Jessie Buckley. Photograph: jessiebuckleyonline.comJessie Buckley, you may remember, was the runner-up in the BBC’s “I’d Do Anything” search for an actress-singer to play Nancy in “Oliver!” at Theatre Royal Drury Lane, London. Jessie is from Killarney in County Kerry, the daughter of a musical family. Her mother is a vocal coach and Jessie has sung from childhood and also learned to play piano, clarinet and harp. She was turned down by two drama schools but by accident saw the advertisement for the television show. Up until she applied for an audition on “I’d Do Anything” she had only appeared in school productions. As runner-up in the television auditions she was offered work in “Oliver!” as understudy and cover at matinees but chose to go her own way and landed the part of Anne Egerman in Trevor Nunn’s recent revival of Sondheim’s “A Little Night Music” at the Menier Chocolate Factory, one of London’s high-profile fringe-theatre venues. The production transferred to the West End for a respectable run and is now on Broadway, although without most of the London cast.

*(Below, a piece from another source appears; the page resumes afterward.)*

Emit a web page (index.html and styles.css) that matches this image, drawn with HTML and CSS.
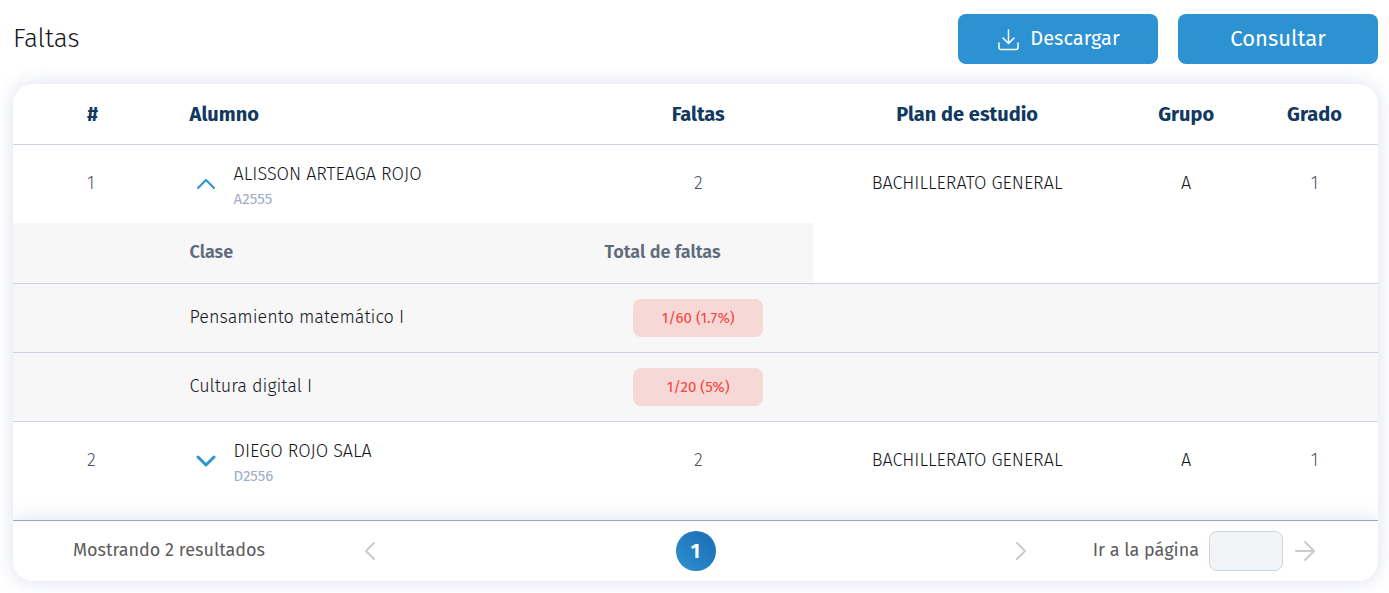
FILE: index.html
```
<!DOCTYPE html>
<html lang="es">
  <head>
    <meta charset="UTF-8" />
    <meta name="viewport" content="width=device-width, initial-scale=1.0" />
    <title>Faltas</title>
    <link rel="stylesheet" href="styles.css">
  </head>
  <body>
    <header class="page-header">
      <h1>Faltas</h1>
      <div class="actions">
        <button class="btn btn-icon">
          <svg width="21" height="22" viewBox="0 0 21 22">
            <path d="M10.500 1v13M5 9l5.500 5.500L16 9M1 14v4.500q0 2 2 2h15q2 0 2-2V14" />
          </svg>
          Descargar
        </button>
        <button class="btn btn-large">Consultar</button>
      </div>
    </header>

    <main class="card">
      <table class="absences">
        <colgroup>
          <col class="col-number" />
          <col class="col-student" />
          <col class="col-absences" />
          <col class="col-plan" />
          <col class="col-group" />
          <col class="col-grade" />
        </colgroup>
        <thead>
          <tr>
            <th class="number">#</th>
            <th class="left">Alumno</th>
            <th>Faltas</th>
            <th>Plan de estudio</th>
            <th>Grupo</th>
            <th>Grado</th>
          </tr>
        </thead>
        <tbody>
          <tr class="student-row">
            <td class="number muted">1</td>
            <td class="left">
              <div class="student">
                <button class="toggle" aria-label="Ocultar clases">
                  <svg width="20" height="12" viewBox="0 0 20 12">
                    <path d="M2 10l8-8 8 8" />
                  </svg>
                </button>
                <div class="student-info">
                  <div class="student-name">ALISSON ARTEAGA ROJO</div>
                  <div class="student-id">A2555</div>
                </div>
              </div>
            </td>
            <td class="muted">2</td>
            <td>BACHILLERATO GENERAL</td>
            <td>A</td>
            <td class="muted">1</td>
          </tr>

          <!-- Clases del alumno -->
          <tr class="detail-head">
            <th></th>
            <th class="left">Clase</th>
            <th class="left">Total de faltas</th>
          </tr>
          <tr class="detail-row">
            <td></td>
            <td class="left">Pensamiento matemático I</td>
            <td class="badge-cell"><span class="badge">1/60 (1.7%)</span></td>
            <td colspan="3"></td>
          </tr>
          <tr class="detail-row">
            <td></td>
            <td class="left">Cultura digital I</td>
            <td class="badge-cell"><span class="badge">1/20 (5%)</span></td>
            <td colspan="3"></td>
          </tr>

          <tr class="student-row bordered">
            <td class="number muted">2</td>
            <td class="left">
              <div class="student">
                <button class="toggle closed" aria-label="Ver clases">
                  <svg width="20" height="12" viewBox="0 0 20 12">
                    <path d="M2 2l8 8 8-8" />
                  </svg>
                </button>
                <div class="student-info">
                  <div class="student-name">DIEGO ROJO SALA</div>
                  <div class="student-id">D2556</div>
                </div>
              </div>
            </td>
            <td class="muted">2</td>
            <td>BACHILLERATO GENERAL</td>
            <td>A</td>
            <td class="muted">1</td>
          </tr>
        </tbody>
      </table>

      <footer class="card-footer">
        <div class="results">Mostrando 2 resultados</div>
        <nav class="pager">
          <button class="icon-btn" aria-label="Anterior">
            <svg width="20" height="20" viewBox="0 0 20 20">
              <path d="M14 2l-8 8 8 8" />
            </svg>
          </button>
          <button class="page current">1</button>
          <button class="icon-btn" aria-label="Siguiente">
            <svg width="20" height="20" viewBox="0 0 20 20">
              <path d="M6 2l8 8-8 8" />
            </svg>
          </button>
        </nav>
        <div class="go-to">
          <label for="pageInput">Ir a la página</label>
          <input type="text" id="pageInput" />
          <button class="icon-btn" aria-label="Ir">
            <svg width="20" height="20" viewBox="0 0 20 20">
              <path d="M1 10h18M10 1l9 9-9 9" />
            </svg>
          </button>
        </div>
      </footer>
    </main>
  </body>
</html>
```
FILE: styles.css
```
* {
  box-sizing: border-box;
}

body {
  margin: 0;
  padding: 14px 11px 12px 13px;
  background-color: #fff;
  color: #14161c;
  font-family: "Fira Sans", Lato, sans-serif;
  font-size: 18px;
}

button,
input {
  font-family: inherit;
}

button {
  padding: 0;
  border: none;
  background: none;
  cursor: pointer;
}

svg {
  display: block;
  fill: none;
  stroke: currentColor;
  stroke-width: 2;
  stroke-linecap: round;
  stroke-linejoin: round;
}

.page-header {
  display: flex;
  align-items: center;
  justify-content: space-between;
  margin-bottom: 20px;
}

h1 {
  margin: 0;
  font-size: 26px;
  font-weight: 300;
  line-height: 50px;
}

.actions {
  display: flex;
  gap: 20px;
}

.btn {
  display: flex;
  align-items: center;
  justify-content: center;
  gap: 11px;
  width: 200px;
  height: 50px;
  padding-bottom: 2px;
  border-radius: 8px;
  background-color: #2d92d1;
  color: white;
  font-size: 20px;
}

.btn-large {
  font-size: 22px;
}

.btn-icon {
  padding-left: 2px;
}

.btn-icon svg {
  margin-top: 3px;
  stroke-width: 1.5;
}

/* Card */
.card {
  border-radius: 20px;
  background: white;
  box-shadow: 0 0 20px rgba(40, 60, 130, 0.16);
  overflow: hidden;
}

.absences {
  width: 100%;
  margin-bottom: 20px;
  border-spacing: 0;
  table-layout: fixed;
}

.col-number {
  width: 11.4%;
}

.col-student {
  width: 30.4%;
}

.col-absences {
  width: 16.8%;
}

.col-plan {
  width: 22.6%;
}

.col-group {
  width: 9.5%;
}

.col-grade {
  width: 9.3%;
}

.absences th,
.absences td {
  padding: 0 20px;
  text-align: center;
  white-space: nowrap;
}

.absences td {
  padding-bottom: 2px;
  font-weight: 300;
}

.absences .left {
  padding-left: 21px;
  text-align: left;
}

.absences .number {
  padding-left: 74px;
  text-align: left;
}

.absences thead th {
  height: 61px;
  border-bottom: 1px solid #cbd5e1;
  color: #12395f;
  font-size: 20px;
  font-weight: bold;
}

.student-row td {
  height: 78px;
}

.bordered td {
  height: 79px;
  border-top: 1px solid #cbd5e1;
}

.absences .muted {
  color: #4a5566;
}

.student {
  display: flex;
  align-items: center;
  gap: 18px;
  padding-left: 6px;
}

.student-info {
  padding-top: 5px;
}

.student-name {
  line-height: 26px;
}

.student-id {
  color: #9dacc8;
  font-size: 15px;
  font-weight: normal;
  line-height: 24px;
}

.toggle {
  padding-top: 2px;
  color: #2d92d1;
}

.toggle.closed svg {
  stroke-width: 3;
}

.absences .detail-head th {
  height: 60px;
  padding-bottom: 2px;
  background-color: #f7f7f7;
  color: #5f6b7c;
  font-weight: 600;
}

.detail-row td {
  height: 69px;
  border-top: 1px solid #cbd5e1;
  background-color: #f7f7f7;
}

.absences .badge-cell {
  padding-bottom: 0;
}

.badge {
  display: inline-block;
  width: 130px;
  border-radius: 8px;
  background-color: #f6d9d7;
  color: #f8423c;
  font-size: 15px;
  font-weight: normal;
  line-height: 38px;
  vertical-align: middle;
}

/* Pagination */
.card-footer {
  display: flex;
  align-items: center;
  height: 61px;
  padding: 0 63px 0 60px;
  border-top: 1px solid #92a9cb;
  box-shadow: 0 0 20px rgba(40, 60, 100, 0.16);
  color: #5c5c5c;
}

.results,
.go-to label {
  padding-bottom: 2px;
}

.results {
  flex: 0 0 287px;
}

.pager {
  display: flex;
  flex: 1;
  align-items: center;
  justify-content: space-between;
}

.icon-btn {
  color: #cbcbcb;
}

.page {
  width: 40px;
  height: 40px;
  border-radius: 50%;
  color: white;
  font-size: 20px;
  font-weight: bold;
}

.page.current {
  background: linear-gradient(45deg, #2d92d1, #1a6ab3);
}

.go-to {
  display: flex;
  flex: 0 0 284px;
  align-items: center;
  justify-content: flex-end;
}

.go-to input {
  width: 74px;
  height: 40px;
  margin: 0 12px 0 10px;
  padding: 0 8px;
  border: 1px solid #cbd5e1;
  border-radius: 8px;
  background-color: #f3f4f6;
  font-size: 18px;
}
```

In my own review of “A Little Night Music” in these pages I said: “Jessie Buckley is deliciously dotty as young Anne, although the part seems a bit of a stretch for her vocal ability.” Perhaps the voice at that time wasn’t quite ready for a theatre show, but since then she has gained more experience in acting and singing, although in her cabaret act she eschews musicals per se. Maybe, after trying to get into “Oliver!” and having done “A Little Night Music” in two venues, she may have had enough of musicals. Jessie considers herself as an actress first and foremost, so we may also be able to look forward to some straight dramatic roles in the future.

Meanwhile, Jessie’s London cabaret debut is quite an auspicious occasion, heralding big things for the twenty-year-old chanteuse. Her voice is quite something, powerful and with a definite edge to it and to do two one-hour sets in a single night at her age and with her limited experience, with no fluffs, no wrong entries, and only suffering a little with nervous tension takes some guts and determination.

The programme is almost entirely made up of love-songs as Jessie’s season at Pizza on the Park leads up to Valentine’s Day. Perhaps it was first-night nerves that found her singing an opening medley of Lerner & Loewe’s ‘Almost Like Being in Love’, Bart Howard’s ‘Fly Me to the Moon’ and Rodgers & Hart’s ‘This Can’t be Love’ all at top speed and at the same tempo. I know you have to grab your audience from the word go, but this seems to be a breathless race to sing as many songs as possible in the least time. Anyway, Jessie calms down for the next number, Fain & Webster’s ‘Secret Love’ made famous by Doris Day in “Calamity Jane”, although I didn’t care for the odd emphases on certain words and her not always sticking literally to the tune, although that could be part of the arrangement.

The singer warns us that this is a different Jessie, as she has lately become ‘Jazzy’ Buckley, so we get a smoochy version of Rodgers & Hart’s ‘My Funny Valentine’ before moving into a jazz-fuelled assortment of songs, all standards and introduced with some sort of story attached to them, such as how Jessie got to know Ray Charles’s work (‘Hit the Road, Jack’) through her father’s imitations, or the discovery of her idol Ella Fitzgerald (‘Misty’), her love of New York (‘Lullaby of Birdland’) and a story about Johnny Mercer playing ‘Blues in the Night’ to Judy Garland and Mickey Rooney. At the moment Jessie talks a little too much and her act has little shape, beyond being a roster of great tunes, but these are early days.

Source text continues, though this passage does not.